Instructions for the task → Pick out each line containing the string "React".

Data records →
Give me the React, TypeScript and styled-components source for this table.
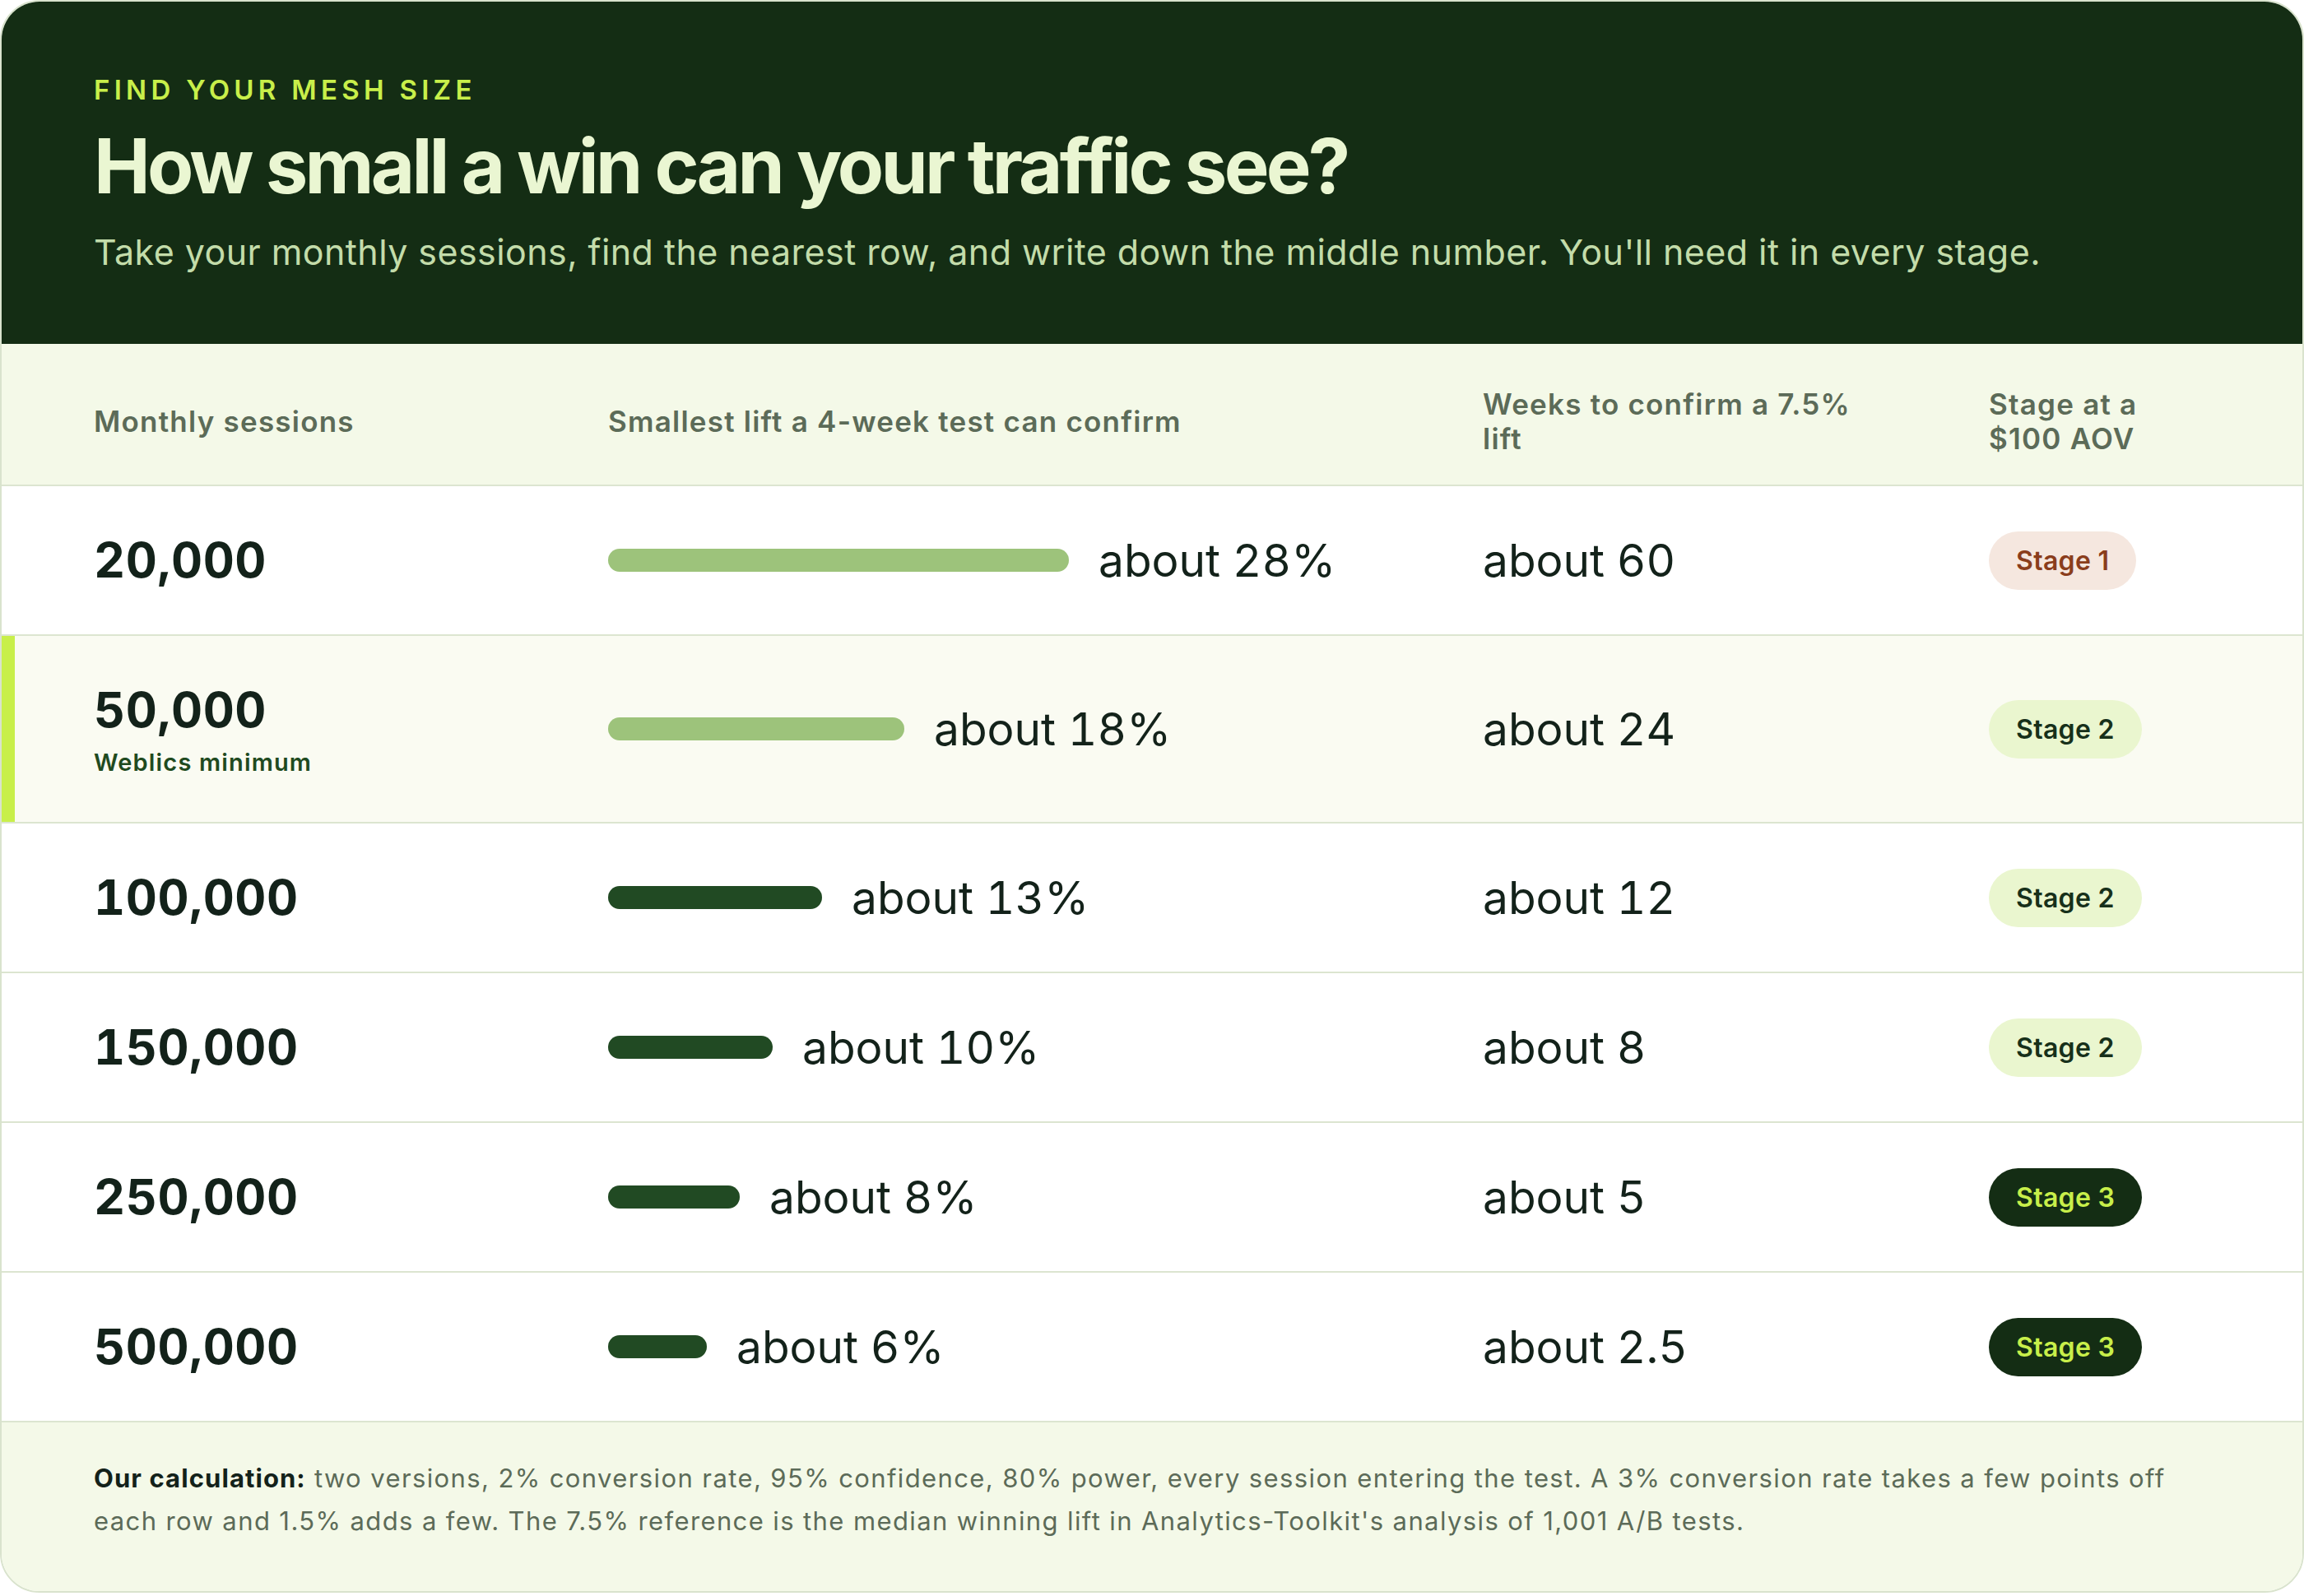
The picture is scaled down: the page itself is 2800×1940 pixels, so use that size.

==

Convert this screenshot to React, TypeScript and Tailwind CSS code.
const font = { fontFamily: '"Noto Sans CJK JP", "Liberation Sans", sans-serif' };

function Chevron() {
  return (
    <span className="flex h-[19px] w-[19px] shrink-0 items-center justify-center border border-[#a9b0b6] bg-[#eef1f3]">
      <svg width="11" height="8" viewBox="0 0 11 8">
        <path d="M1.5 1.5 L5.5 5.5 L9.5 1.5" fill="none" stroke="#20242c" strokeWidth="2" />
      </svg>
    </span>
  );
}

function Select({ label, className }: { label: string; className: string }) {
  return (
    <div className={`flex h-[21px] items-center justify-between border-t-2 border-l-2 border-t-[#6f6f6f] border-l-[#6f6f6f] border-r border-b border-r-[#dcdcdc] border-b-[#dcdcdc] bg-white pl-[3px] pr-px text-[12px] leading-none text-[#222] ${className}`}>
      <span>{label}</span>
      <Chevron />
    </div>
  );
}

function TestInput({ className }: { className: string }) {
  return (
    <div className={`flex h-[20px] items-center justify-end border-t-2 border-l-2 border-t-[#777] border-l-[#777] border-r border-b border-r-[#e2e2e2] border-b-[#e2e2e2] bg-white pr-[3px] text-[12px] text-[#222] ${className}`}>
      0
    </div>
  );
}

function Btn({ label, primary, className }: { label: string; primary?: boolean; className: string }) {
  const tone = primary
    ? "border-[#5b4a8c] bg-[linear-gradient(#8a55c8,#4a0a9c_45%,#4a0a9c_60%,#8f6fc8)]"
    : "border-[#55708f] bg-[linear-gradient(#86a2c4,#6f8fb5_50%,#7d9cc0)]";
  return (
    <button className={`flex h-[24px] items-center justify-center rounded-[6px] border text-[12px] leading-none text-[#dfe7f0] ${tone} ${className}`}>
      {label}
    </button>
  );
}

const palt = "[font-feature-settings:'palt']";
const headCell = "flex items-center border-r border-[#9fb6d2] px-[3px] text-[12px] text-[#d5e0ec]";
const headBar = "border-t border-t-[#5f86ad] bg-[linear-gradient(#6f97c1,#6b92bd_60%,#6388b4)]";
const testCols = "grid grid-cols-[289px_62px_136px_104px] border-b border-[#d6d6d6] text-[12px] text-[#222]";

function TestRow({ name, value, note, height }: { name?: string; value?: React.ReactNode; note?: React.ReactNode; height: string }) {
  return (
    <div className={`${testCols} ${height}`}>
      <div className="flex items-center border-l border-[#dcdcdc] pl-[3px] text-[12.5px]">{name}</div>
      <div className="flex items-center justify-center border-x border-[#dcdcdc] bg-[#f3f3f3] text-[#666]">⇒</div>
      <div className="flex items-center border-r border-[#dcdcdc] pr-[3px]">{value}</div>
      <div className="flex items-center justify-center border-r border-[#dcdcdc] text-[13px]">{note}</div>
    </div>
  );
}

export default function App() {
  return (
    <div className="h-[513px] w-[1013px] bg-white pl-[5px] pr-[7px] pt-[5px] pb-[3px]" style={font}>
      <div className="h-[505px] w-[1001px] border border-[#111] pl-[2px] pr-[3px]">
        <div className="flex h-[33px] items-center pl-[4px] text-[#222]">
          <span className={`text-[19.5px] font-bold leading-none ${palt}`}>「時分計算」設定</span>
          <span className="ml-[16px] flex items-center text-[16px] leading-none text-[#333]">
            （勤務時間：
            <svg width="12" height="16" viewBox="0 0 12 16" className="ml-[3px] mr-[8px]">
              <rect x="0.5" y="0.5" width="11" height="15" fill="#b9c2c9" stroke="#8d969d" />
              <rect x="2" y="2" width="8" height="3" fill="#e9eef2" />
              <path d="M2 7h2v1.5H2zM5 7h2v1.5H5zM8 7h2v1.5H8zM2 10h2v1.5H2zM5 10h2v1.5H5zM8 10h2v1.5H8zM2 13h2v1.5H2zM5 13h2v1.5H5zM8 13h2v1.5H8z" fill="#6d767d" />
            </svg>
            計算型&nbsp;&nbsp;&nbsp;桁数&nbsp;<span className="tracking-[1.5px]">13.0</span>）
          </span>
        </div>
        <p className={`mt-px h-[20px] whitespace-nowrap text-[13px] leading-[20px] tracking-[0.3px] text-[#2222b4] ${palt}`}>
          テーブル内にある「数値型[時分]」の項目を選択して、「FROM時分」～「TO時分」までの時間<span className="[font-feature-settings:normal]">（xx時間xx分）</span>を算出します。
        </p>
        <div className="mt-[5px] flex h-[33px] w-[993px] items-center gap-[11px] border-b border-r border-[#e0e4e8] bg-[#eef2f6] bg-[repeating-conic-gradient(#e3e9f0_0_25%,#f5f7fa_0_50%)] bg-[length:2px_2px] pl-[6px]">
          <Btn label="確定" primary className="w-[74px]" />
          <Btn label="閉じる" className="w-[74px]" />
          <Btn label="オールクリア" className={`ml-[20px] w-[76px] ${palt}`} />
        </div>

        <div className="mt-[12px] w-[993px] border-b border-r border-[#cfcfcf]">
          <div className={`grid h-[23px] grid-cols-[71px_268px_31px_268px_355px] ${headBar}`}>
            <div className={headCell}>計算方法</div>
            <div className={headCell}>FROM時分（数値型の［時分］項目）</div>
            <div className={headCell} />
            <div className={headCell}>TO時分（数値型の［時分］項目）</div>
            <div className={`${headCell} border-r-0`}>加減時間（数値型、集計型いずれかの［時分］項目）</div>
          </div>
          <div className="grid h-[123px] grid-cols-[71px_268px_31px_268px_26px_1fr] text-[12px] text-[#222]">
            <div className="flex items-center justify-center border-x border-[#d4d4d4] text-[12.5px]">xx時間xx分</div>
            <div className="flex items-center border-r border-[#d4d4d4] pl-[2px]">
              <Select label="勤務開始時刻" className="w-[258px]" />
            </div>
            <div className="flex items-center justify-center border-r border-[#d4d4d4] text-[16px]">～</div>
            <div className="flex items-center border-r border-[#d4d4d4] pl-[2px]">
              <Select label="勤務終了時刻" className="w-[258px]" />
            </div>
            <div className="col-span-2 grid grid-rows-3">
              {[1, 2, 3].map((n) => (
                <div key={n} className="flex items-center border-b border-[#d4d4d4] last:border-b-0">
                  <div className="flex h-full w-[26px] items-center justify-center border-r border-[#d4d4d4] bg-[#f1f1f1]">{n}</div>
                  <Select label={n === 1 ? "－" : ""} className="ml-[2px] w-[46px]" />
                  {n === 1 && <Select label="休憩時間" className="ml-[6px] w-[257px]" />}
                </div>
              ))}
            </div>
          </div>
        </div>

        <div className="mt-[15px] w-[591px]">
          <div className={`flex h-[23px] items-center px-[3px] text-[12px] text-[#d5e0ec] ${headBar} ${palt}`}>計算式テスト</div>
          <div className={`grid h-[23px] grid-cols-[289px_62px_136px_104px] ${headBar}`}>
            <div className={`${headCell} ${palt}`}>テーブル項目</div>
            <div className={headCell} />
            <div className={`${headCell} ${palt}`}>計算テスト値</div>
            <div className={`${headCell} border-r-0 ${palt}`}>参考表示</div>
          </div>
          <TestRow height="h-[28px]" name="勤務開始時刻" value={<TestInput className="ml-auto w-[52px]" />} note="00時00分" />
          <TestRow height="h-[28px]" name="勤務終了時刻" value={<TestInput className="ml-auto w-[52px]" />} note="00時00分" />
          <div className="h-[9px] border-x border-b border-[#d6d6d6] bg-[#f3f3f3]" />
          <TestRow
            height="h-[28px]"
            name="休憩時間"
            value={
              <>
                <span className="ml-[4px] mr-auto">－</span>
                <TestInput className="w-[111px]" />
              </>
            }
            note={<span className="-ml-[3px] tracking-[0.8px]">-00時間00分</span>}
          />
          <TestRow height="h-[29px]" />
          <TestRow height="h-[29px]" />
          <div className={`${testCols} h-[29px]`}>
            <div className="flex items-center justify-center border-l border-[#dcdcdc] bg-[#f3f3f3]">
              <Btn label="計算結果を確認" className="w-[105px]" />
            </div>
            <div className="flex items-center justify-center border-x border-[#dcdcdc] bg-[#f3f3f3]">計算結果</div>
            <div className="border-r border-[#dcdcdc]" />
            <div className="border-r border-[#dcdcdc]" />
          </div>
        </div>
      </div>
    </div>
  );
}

Reply →
Give me the React, TypeScript and styled-components source for this table.
Convert this screenshot to React, TypeScript and Tailwind CSS code.
function TestRow({ name, value, note, height }: { name?: string; value?: React.ReactNode; note?: React.ReactNode; height: string }) {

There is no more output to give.